■ Exercise prompt: Note each line where "components" appears, and copy it.
━━ Extracted information ━━
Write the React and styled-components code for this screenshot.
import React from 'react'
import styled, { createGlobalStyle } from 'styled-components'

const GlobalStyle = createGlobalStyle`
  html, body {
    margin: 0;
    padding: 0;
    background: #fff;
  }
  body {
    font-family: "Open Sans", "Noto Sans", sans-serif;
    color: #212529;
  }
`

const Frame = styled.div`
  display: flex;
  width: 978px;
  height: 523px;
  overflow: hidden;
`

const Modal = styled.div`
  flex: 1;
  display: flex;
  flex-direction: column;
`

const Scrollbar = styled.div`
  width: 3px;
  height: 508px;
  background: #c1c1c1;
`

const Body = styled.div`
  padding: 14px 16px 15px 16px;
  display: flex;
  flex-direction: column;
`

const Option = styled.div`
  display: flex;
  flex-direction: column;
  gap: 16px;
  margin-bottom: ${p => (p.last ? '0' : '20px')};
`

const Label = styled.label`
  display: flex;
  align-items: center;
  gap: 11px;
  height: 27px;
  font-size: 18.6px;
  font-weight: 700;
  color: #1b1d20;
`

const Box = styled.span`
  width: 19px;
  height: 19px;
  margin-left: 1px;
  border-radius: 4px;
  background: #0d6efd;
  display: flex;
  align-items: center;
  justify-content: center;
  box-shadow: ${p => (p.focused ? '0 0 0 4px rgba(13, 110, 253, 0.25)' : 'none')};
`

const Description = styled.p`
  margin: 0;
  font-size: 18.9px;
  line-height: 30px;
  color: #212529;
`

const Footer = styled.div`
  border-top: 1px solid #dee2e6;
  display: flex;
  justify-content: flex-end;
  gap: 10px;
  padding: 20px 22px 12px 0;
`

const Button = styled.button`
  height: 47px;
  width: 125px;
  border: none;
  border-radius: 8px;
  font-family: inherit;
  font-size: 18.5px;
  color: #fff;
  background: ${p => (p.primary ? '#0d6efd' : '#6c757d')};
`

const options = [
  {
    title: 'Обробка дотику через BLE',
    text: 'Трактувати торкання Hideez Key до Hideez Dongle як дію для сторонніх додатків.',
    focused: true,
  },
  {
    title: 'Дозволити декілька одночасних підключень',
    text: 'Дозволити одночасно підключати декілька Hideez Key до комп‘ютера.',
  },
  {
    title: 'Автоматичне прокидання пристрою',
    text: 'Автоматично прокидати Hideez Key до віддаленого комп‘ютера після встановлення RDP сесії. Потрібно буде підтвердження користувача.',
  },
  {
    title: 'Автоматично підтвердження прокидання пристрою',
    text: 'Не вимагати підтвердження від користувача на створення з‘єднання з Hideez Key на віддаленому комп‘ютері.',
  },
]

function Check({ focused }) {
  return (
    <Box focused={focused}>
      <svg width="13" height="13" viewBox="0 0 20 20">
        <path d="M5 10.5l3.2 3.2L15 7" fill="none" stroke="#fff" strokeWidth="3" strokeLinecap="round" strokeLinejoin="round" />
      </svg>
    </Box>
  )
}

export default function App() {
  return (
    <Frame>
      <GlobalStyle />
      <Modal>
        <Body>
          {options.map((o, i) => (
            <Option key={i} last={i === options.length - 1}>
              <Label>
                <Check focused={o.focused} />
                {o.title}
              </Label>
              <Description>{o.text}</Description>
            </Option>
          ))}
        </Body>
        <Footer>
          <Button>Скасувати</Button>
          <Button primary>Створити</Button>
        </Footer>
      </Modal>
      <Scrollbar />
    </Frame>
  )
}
━━━
━━ Extracted information ━━
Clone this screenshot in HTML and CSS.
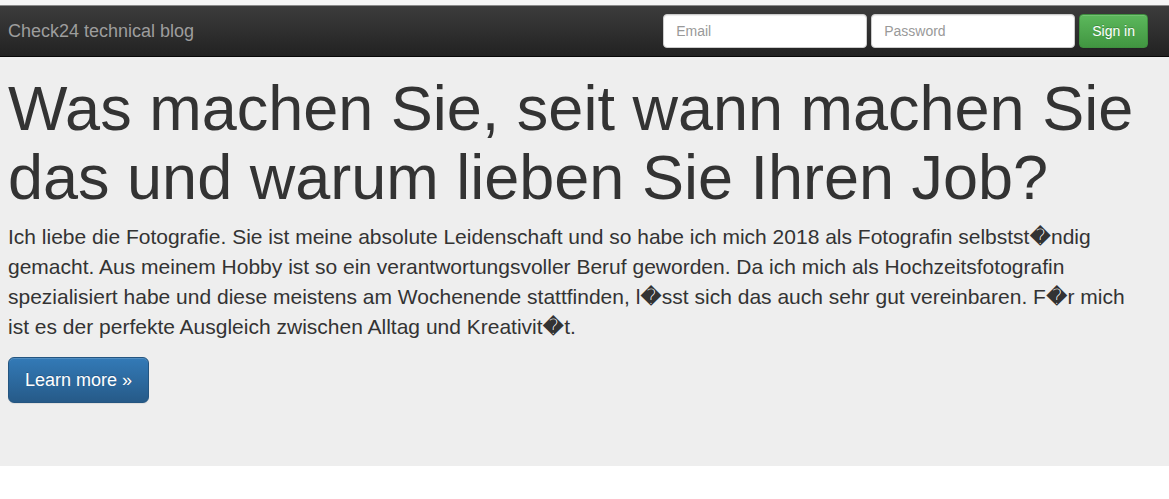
━━━
■ Full answer:
Write the React and styled-components code for this screenshot.
import styled, { createGlobalStyle } from 'styled-components'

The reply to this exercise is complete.